## Problem statement
Copy out every line that contains "styles".

#### Data lines ####

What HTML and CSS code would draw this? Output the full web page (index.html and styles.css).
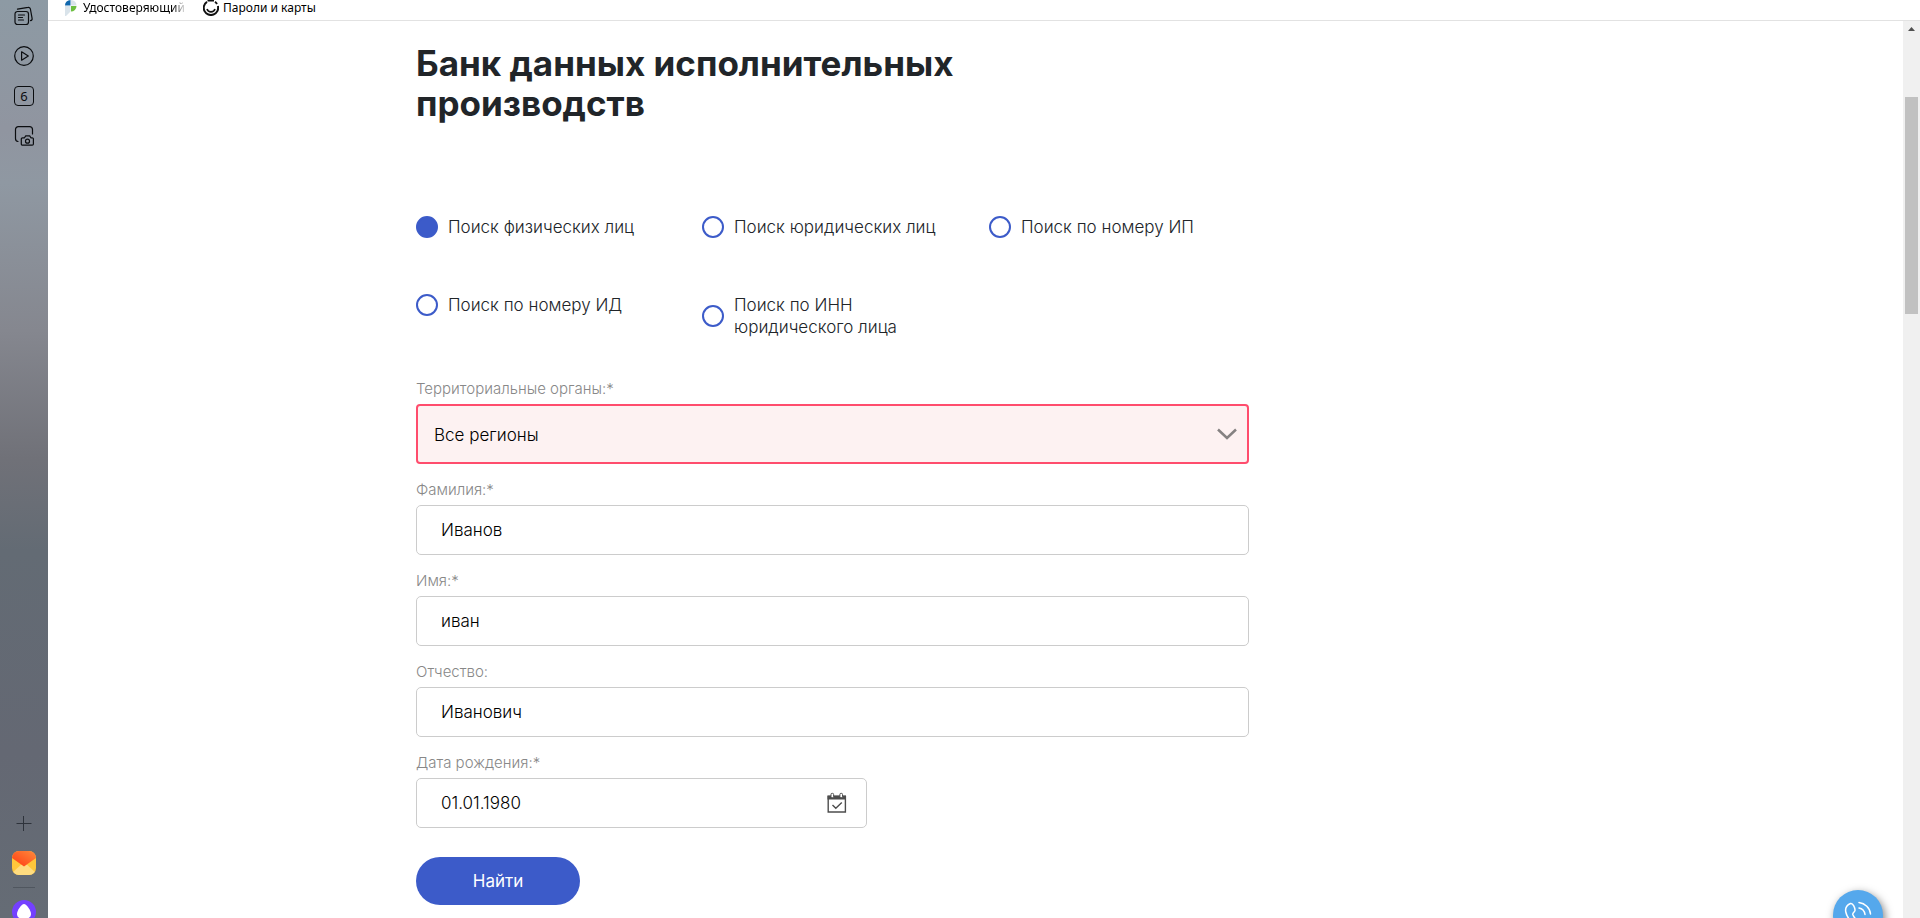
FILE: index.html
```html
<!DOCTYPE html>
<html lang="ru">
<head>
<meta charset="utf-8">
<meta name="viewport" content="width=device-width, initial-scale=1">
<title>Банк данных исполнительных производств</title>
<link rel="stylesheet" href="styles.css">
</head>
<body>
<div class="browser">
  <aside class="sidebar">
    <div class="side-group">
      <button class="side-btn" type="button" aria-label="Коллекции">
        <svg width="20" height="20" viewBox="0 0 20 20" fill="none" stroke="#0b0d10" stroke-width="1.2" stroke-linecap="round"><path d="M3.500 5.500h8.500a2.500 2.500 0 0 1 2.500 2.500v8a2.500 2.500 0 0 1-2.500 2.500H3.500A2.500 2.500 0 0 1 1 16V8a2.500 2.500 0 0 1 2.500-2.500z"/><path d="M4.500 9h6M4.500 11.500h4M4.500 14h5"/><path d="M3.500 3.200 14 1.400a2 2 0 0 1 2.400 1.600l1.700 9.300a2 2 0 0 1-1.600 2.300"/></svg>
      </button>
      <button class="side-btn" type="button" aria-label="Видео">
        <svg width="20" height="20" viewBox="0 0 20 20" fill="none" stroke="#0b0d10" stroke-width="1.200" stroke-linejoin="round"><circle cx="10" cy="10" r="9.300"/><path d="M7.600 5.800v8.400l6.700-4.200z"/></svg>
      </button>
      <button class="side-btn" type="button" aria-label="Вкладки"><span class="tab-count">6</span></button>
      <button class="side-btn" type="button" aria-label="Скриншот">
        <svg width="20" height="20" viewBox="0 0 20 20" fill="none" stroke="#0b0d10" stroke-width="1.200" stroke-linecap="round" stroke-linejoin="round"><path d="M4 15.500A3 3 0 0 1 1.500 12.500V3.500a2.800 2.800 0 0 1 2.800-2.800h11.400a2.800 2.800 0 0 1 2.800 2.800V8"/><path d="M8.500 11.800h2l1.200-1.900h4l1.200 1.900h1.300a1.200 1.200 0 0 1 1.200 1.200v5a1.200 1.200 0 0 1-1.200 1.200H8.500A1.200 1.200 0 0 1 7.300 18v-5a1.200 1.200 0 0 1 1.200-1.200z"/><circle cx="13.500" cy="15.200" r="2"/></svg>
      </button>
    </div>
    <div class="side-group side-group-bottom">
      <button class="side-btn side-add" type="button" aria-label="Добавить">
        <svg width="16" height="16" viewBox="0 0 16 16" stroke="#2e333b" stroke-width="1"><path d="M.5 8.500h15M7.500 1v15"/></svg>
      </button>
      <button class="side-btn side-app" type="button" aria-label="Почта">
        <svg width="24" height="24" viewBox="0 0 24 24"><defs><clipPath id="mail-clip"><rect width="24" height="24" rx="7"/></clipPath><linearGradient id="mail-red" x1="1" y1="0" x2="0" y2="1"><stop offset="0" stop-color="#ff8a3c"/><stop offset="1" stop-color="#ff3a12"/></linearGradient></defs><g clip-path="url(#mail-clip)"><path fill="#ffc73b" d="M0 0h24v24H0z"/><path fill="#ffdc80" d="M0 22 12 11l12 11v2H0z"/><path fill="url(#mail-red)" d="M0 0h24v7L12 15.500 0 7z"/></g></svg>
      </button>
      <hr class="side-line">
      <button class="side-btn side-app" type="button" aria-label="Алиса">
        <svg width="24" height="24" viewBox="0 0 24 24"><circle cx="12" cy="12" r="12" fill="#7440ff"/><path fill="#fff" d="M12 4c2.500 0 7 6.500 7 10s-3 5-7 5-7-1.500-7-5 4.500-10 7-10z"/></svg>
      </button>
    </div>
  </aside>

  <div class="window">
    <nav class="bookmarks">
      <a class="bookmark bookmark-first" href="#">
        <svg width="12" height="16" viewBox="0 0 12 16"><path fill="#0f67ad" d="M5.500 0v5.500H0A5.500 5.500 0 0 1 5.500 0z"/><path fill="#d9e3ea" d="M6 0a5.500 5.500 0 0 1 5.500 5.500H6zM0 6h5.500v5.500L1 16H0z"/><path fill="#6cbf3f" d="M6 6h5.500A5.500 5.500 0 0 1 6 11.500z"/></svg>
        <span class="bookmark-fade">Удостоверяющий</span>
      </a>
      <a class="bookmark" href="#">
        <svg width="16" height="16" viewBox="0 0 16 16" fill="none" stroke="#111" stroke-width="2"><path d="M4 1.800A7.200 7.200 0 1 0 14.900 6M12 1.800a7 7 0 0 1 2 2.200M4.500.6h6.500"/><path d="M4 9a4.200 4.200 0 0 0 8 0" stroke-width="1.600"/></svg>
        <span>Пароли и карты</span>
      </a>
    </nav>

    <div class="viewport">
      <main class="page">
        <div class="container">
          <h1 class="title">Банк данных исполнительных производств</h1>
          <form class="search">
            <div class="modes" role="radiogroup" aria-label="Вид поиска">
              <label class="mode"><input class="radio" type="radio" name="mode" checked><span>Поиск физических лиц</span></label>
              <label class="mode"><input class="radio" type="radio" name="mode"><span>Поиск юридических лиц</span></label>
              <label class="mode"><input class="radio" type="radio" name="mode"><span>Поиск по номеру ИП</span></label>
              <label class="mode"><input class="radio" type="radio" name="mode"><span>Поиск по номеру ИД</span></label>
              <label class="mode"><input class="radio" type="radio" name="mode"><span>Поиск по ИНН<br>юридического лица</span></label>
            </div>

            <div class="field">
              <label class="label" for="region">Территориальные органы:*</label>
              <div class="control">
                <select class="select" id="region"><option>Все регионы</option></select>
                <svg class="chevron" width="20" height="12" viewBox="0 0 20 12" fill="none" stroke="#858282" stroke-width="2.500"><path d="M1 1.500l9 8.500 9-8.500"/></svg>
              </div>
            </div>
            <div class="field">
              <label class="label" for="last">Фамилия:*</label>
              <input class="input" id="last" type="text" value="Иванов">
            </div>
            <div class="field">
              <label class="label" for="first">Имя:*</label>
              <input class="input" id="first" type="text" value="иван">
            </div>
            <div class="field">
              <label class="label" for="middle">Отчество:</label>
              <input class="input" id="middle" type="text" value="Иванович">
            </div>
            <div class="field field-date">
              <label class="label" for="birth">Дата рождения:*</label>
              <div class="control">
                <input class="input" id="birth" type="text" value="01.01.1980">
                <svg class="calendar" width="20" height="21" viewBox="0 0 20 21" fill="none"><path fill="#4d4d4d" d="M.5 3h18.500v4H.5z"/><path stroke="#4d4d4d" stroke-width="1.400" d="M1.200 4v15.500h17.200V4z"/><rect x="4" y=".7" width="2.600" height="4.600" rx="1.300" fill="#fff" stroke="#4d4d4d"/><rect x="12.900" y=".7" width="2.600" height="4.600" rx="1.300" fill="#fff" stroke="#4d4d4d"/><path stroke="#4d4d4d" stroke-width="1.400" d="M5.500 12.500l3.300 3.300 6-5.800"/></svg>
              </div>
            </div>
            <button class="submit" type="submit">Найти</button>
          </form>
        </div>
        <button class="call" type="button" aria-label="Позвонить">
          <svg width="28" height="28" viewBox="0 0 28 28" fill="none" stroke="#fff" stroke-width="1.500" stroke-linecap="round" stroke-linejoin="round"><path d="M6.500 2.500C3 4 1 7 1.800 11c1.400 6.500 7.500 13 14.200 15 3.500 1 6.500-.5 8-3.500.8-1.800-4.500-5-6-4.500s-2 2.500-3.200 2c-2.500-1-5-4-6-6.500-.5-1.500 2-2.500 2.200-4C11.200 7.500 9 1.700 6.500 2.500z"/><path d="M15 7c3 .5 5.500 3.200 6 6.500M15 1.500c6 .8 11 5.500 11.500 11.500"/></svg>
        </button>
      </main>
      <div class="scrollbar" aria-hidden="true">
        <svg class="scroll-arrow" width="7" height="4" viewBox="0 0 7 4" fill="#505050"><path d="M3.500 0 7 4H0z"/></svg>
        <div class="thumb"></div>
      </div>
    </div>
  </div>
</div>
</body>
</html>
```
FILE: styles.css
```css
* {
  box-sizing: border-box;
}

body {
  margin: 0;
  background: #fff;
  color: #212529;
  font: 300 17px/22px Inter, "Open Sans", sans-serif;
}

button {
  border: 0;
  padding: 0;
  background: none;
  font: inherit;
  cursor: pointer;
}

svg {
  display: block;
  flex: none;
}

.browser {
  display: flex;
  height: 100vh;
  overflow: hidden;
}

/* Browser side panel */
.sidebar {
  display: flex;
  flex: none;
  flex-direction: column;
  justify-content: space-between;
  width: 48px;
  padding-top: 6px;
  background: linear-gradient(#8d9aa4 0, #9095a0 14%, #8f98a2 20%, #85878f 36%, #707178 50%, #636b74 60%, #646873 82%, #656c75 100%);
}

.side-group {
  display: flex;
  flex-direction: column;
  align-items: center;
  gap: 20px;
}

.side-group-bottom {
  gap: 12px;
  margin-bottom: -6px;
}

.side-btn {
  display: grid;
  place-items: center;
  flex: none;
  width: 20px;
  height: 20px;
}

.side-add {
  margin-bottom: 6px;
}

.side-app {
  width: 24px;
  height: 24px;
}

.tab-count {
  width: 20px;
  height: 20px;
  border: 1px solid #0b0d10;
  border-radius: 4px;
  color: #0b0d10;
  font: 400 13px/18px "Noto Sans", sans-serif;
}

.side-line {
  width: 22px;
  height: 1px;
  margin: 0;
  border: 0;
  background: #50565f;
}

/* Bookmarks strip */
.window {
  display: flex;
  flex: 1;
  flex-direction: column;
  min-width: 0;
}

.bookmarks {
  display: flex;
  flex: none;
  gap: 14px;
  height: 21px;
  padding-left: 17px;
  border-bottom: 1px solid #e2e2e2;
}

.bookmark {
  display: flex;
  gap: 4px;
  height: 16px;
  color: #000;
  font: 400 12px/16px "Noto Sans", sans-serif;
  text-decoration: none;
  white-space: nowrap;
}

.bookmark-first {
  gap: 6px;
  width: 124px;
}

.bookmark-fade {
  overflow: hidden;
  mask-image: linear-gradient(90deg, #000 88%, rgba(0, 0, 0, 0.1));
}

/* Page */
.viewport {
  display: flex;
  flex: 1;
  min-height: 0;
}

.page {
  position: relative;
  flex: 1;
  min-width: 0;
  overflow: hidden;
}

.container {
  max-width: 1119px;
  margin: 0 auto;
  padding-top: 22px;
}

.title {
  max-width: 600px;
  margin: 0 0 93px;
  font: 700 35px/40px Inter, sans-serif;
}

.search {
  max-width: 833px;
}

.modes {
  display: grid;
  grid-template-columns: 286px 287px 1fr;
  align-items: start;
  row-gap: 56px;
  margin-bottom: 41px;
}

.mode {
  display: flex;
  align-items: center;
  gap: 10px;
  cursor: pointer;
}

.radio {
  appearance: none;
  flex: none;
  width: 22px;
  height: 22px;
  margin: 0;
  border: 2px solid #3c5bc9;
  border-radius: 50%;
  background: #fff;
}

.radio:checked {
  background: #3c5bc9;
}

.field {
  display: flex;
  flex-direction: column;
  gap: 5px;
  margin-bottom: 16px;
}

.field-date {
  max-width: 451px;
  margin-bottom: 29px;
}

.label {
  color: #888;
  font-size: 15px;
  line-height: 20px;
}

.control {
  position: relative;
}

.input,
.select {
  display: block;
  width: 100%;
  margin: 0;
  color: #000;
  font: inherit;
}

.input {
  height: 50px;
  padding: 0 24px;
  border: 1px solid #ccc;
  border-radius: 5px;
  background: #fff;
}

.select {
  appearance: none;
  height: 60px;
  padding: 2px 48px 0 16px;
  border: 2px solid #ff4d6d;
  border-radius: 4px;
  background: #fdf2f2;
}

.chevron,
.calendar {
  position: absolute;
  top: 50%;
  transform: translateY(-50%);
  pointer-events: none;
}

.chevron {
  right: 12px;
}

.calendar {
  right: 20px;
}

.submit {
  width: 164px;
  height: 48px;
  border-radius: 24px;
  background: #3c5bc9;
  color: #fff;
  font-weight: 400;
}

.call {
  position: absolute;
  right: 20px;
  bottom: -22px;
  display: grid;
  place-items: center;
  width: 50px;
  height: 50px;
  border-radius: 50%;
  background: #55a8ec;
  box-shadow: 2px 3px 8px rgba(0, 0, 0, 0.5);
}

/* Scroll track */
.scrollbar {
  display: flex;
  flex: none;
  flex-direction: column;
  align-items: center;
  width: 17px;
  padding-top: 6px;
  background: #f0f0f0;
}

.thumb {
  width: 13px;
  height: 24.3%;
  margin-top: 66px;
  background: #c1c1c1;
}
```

####

## Solution to this exercise
What HTML and CSS code would draw this? Output the full web page (index.html and styles.css).
<link rel="stylesheet" href="styles.css">
FILE: styles.css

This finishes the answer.